The Democratic Caucus of the United States Senate, sometimes referred to as the Democratic Conference, is the formal organization of all senators who are part of the Democratic Party in the United States Senate. For the makeup of the 118th Congress, the caucus additionally includes three independent senators (Bernie Sanders of Vermont, Angus King of Maine, and Kyrsten Sinema of Arizona) who caucus with the Democrats, bringing the current total to 51 members. The central organizational front for Democrats in the Senate, its primary function is communicating the party's message to all of its members under a single banner. The present chair of the Senate Democratic Caucus is Chuck Schumer of New York.

Current leadership 
Effective with the start of the 118th Congress, the conference leadership is as follows:
 Senate Majority Leader Chuck Schumer (New York) (Caucus Leader)
 Senate Majority Whip: Dick Durbin (Illinois)
 Policy Committee Chair: Debbie Stabenow (Michigan)
 Steering Committee Chair: Amy Klobuchar (Minnesota)
Caucus Vice Chairs: Mark Warner (Virginia) and Elizabeth Warren (Massachusetts)
 Outreach Committee Chair: Bernie Sanders (Vermont)
 Policy Committee Vice Chair: Joe Manchin (West Virginia) and Cory Booker (New Jersey)
 Caucus Secretary: Tammy Baldwin (Wisconsin)
 Caucus Deputy Secretary: Brian Schatz (Hawaii)
 Campaign Committee Chair: Gary Peters (Michigan)
 Outreach Committee Vice Chair: Catherine Cortez Masto (Nevada)
 Chief Deputy Whip: Jeff Merkley (Oregon)
 President pro tempore: Patty Murray (Washington)

History 
The conference was formally organized on March 6, 1903, electing a chair to preside over its members and a secretary to keep minutes.  Until that time, this caucus was often disorganized, philosophically divided and had neither firm written rules of governance nor a clear mission.

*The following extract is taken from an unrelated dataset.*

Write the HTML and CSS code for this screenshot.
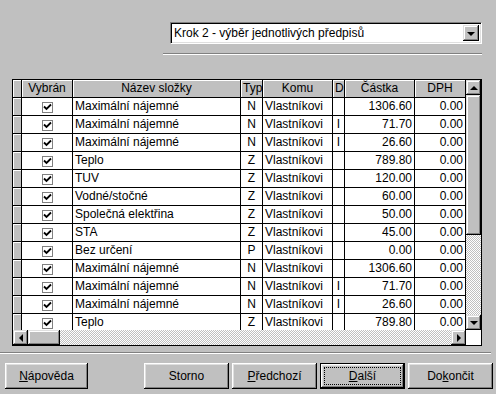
FILE: index.html
```html
<!DOCTYPE html>
<html lang="cs">
<head>
    <meta charset="UTF-8">
    <meta name="viewport" content="width=device-width, initial-scale=1.0">
    <title>Průvodce předpisy</title>
    <link rel="stylesheet" href="styles.css">
</head>
<body>

<div class="combo">
    <span class="combo-text">Krok 2 - výběr jednotlivých předpisů</span>
    <span class="combo-btn"><span class="tri tri-down"></span></span>
</div>
<div class="sep sep-top"></div>

<div class="grid">
    <div class="grid-body" id="grid-body">
        <div class="row head">
            <div class="cell ind"></div>
            <div class="cell">Vybrán</div>
            <div class="cell">Název složky</div>
            <div class="cell">Typ</div>
            <div class="cell">Komu</div>
            <div class="cell">D</div>
            <div class="cell">Částka</div>
            <div class="cell">DPH</div>
        </div>
    </div>
    <div class="vscroll">
        <span class="sbtn"><span class="tri tri-up"></span></span>
        <span class="thumb thumb-v"></span>
        <span class="track"></span>
        <span class="sbtn"><span class="tri tri-down"></span></span>
    </div>
    <div class="hscroll">
        <span class="sbtn"><span class="tri tri-left"></span></span>
        <span class="thumb thumb-h"></span>
        <span class="track"></span>
        <span class="sbtn"><span class="tri tri-right"></span></span>
    </div>
    <div class="corner"></div>
</div>

<div class="sep sep-bottom"></div>

<div class="buttons">
    <button class="btn btn-help"><span class="label"><u>N</u>ápověda</span></button>
    <button class="btn btn-cancel"><span class="label">Storno</span></button>
    <button class="btn"><span class="label"><u>P</u>ředchozí</span></button>
    <button class="btn btn-default"><span class="label"><u>D</u>alší</span></button>
    <button class="btn"><span class="label">Do<u>k</u>ončit</span></button>
</div>

<script>
    const items = [
        { name: 'Maximální nájemné', typ: 'N', d: '', castka: '1306.60' },
        { name: 'Maximální nájemné', typ: 'N', d: 'I', castka: '71.70' },
        { name: 'Maximální nájemné', typ: 'N', d: 'I', castka: '26.60' },
        { name: 'Teplo', typ: 'Z', d: '', castka: '789.80' },
        { name: 'TUV', typ: 'Z', d: '', castka: '120.00' },
        { name: 'Vodné/stočné', typ: 'Z', d: '', castka: '60.00' },
        { name: 'Společná elektřina', typ: 'Z', d: '', castka: '50.00' },
        { name: 'STA', typ: 'Z', d: '', castka: '45.00' },
        { name: 'Bez určení', typ: 'P', d: '', castka: '0.00' },
        { name: 'Maximální nájemné', typ: 'N', d: '', castka: '1306.60' },
        { name: 'Maximální nájemné', typ: 'N', d: 'I', castka: '71.70' },
        { name: 'Maximální nájemné', typ: 'N', d: 'I', castka: '26.60' },
        { name: 'Teplo', typ: 'Z', d: '', castka: '789.80' }
    ];

    const check = '<span class="chk"><svg width="9" height="9" viewBox="0 0 9 9">' +
        '<path d="M1 3.5 L3.5 6 L8 1.5" fill="none" stroke="#000" stroke-width="1.8"/></svg></span>';

    const body = document.getElementById('grid-body');
    items.forEach((item) => {
        const row = document.createElement('div');
        row.className = 'row';
        row.innerHTML = `<div class="cell ind"></div>
            <div class="cell c">${check}</div>
            <div class="cell">${item.name}</div>
            <div class="cell c">${item.typ}</div>
            <div class="cell">Vlastníkovi</div>
            <div class="cell c">${item.d}</div>
            <div class="cell r">${item.castka}</div>
            <div class="cell r">0.00</div>`;
        body.appendChild(row);
    });
</script>

</body>
</html>
```

FILE: styles.css
```css
body {
    font-family: "Liberation Sans", Arial, sans-serif;
    font-size: 12px;
    background-color: #c0c0c0;
    color: #000;
    margin: 0;
    padding: 0;
}

/* combo box */
.combo {
    margin: 22px 0 0 170px;
    width: 312px;
    height: 22px;
    box-sizing: border-box;
    background-color: #fff;
    border-top: 1px solid #808080;
    border-left: 1px solid #808080;
    border-right: 1px solid #fff;
    border-bottom: 1px solid #fff;
    box-shadow: inset 1px 1px #000, inset -1px -1px #dfdfdf;
    display: flex;
    align-items: center;
    padding: 2px;
}
.combo-text {
    flex: 1;
    padding-left: 1px;
}
.combo-btn {
    width: 16px;
    height: 16px;
    box-sizing: border-box;
    background-color: #c0c0c0;
    box-shadow: inset -1px -1px #000, inset 1px 1px #dfdfdf, inset -2px -2px #808080, inset 2px 2px #fff;
    display: flex;
    align-items: center;
    justify-content: center;
}

.sep {
    border-top: 1px solid #808080;
    border-bottom: 1px solid #fff;
}
.sep-top {
    margin: 9px 0 0 163px;
    width: 319px;
}
.sep-bottom {
    margin: 6px 0 0 0;
    width: 491px;
}

/* triangles */
.tri {
    width: 0;
    height: 0;
    border: 4px solid transparent;
}
.tri-down {
    border-top-color: #000;
    border-bottom-width: 0;
    margin-top: 1px;
}
.tri-up {
    border-bottom-color: #000;
    border-top-width: 0;
}
.tri-left {
    border-right-color: #000;
    border-left-width: 0;
}
.tri-right {
    border-left-color: #000;
    border-right-width: 0;
}

/* grid */
.grid {
    margin: 24px 0 0 12px;
    width: 468px;
    border: 1px solid #000;
    display: grid;
    grid-template-columns: 453px 15px;
    grid-template-rows: 250px 15px;
}
.grid-body {
    overflow: hidden;
    background-color: #c0c0c0;
}
.row {
    display: grid;
    grid-template-columns: 9px 51px 168px 22px 70px 12px 70px 51px;
    height: 18px;
}
.cell {
    box-sizing: border-box;
    border-right: 1px solid #000;
    border-bottom: 1px solid #000;
    background-color: #fff;
    padding: 0 2px;
    line-height: 17px;
    white-space: nowrap;
    overflow: hidden;
}
.cell.c {
    text-align: center;
}
.cell.r {
    text-align: right;
}
.head .cell {
    background-color: #c0c0c0;
    text-align: center;
    box-shadow: inset 1px 1px #fff;
}
.cell.ind {
    background-color: #c0c0c0;
    box-shadow: inset 1px 1px #fff;
    padding: 0;
}
.chk {
    display: inline-flex;
    align-items: center;
    justify-content: center;
    width: 11px;
    height: 11px;
    box-sizing: border-box;
    border: 1px solid #808080;
    background-color: #fff;
    vertical-align: -2px;
}

/* scrollbars */
.vscroll, .hscroll {
    display: flex;
}
.vscroll {
    flex-direction: column;
}
.sbtn, .thumb {
    flex: none;
    width: 15px;
    height: 15px;
    box-sizing: border-box;
    background-color: #c0c0c0;
    box-shadow: inset -1px -1px #000, inset 1px 1px #dfdfdf, inset -2px -2px #808080, inset 2px 2px #fff;
    display: flex;
    align-items: center;
    justify-content: center;
}
.thumb-v {
    height: 140px;
}
.thumb-h {
    width: 32px;
}
.track {
    flex: 1;
    background: repeating-conic-gradient(#c0c0c0 0 25%, #fff 0 50%) 0 0 / 2px 2px;
}
.corner {
    background-color: #fff;
}

/* buttons */
.buttons {
    display: flex;
    gap: 3px;
    margin-top: 9px;
    padding-left: 5px;
}
.btn {
    width: 85px;
    height: 26px;
    box-sizing: border-box;
    margin: 0;
    padding: 4px;
    border: none;
    background-color: #c0c0c0;
    font: inherit;
    color: #000;
    box-shadow: inset -1px -1px #000, inset 1px 1px #fff, inset -2px -2px #808080, inset 2px 2px #dfdfdf;
    display: flex;
}
.btn-help {
    width: 83px;
}
.btn-cancel {
    margin-left: 53px;
}
.btn .label {
    flex: 1;
    display: flex;
    align-items: center;
    justify-content: center;
    border: 1px dotted transparent;
}
.btn-default {
    box-shadow: inset 0 0 0 1px #000, inset -2px -2px #000, inset 2px 2px #fff, inset -3px -3px #808080, inset 3px 3px #dfdfdf;
}
.btn-default .label {
    border-color: #000;
}
```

Chairs of the Senate Democratic Caucus
Since Oscar Underwood's election in 1920, the chair of the Senate Democratic Caucus has also concurrently served as the floor leader as part of an unwritten tradition.

Notes

Vice chair 
After the victory of Democrats in the midterm elections of 2006, an overwhelming majority in the conference wanted to reward Chuck Schumer, then the chair of the Democratic Senatorial Campaign Committee, with a position in the leadership hierarchy. In response, then-Democratic Leader Harry Reid created the position of vice-chair when Democrats formally took control in 2007. Schumer ascended to Reid's position following his retirement after the 2016 elections. The position was then split, with one co-chair awarded to Mark Warner and the other awarded to Elizabeth Warren.
 Chuck Schumer (2007–2017)
 Mark Warner and Elizabeth Warren (2017–present)

Caucus secretary
The United States Senate Democratic Conference Secretary, also called the Caucus Secretary was previously considered the number-three position, behind the party's floor leader and the party's whip, until in 2006, when Democratic leader Harry Reid created the new position of Vice-Chairman of the caucus. Now, the secretary is the fourth-highest ranking position. The conference secretary is responsible for taking notes and aiding the party leadership when senators of the party meet or caucus together.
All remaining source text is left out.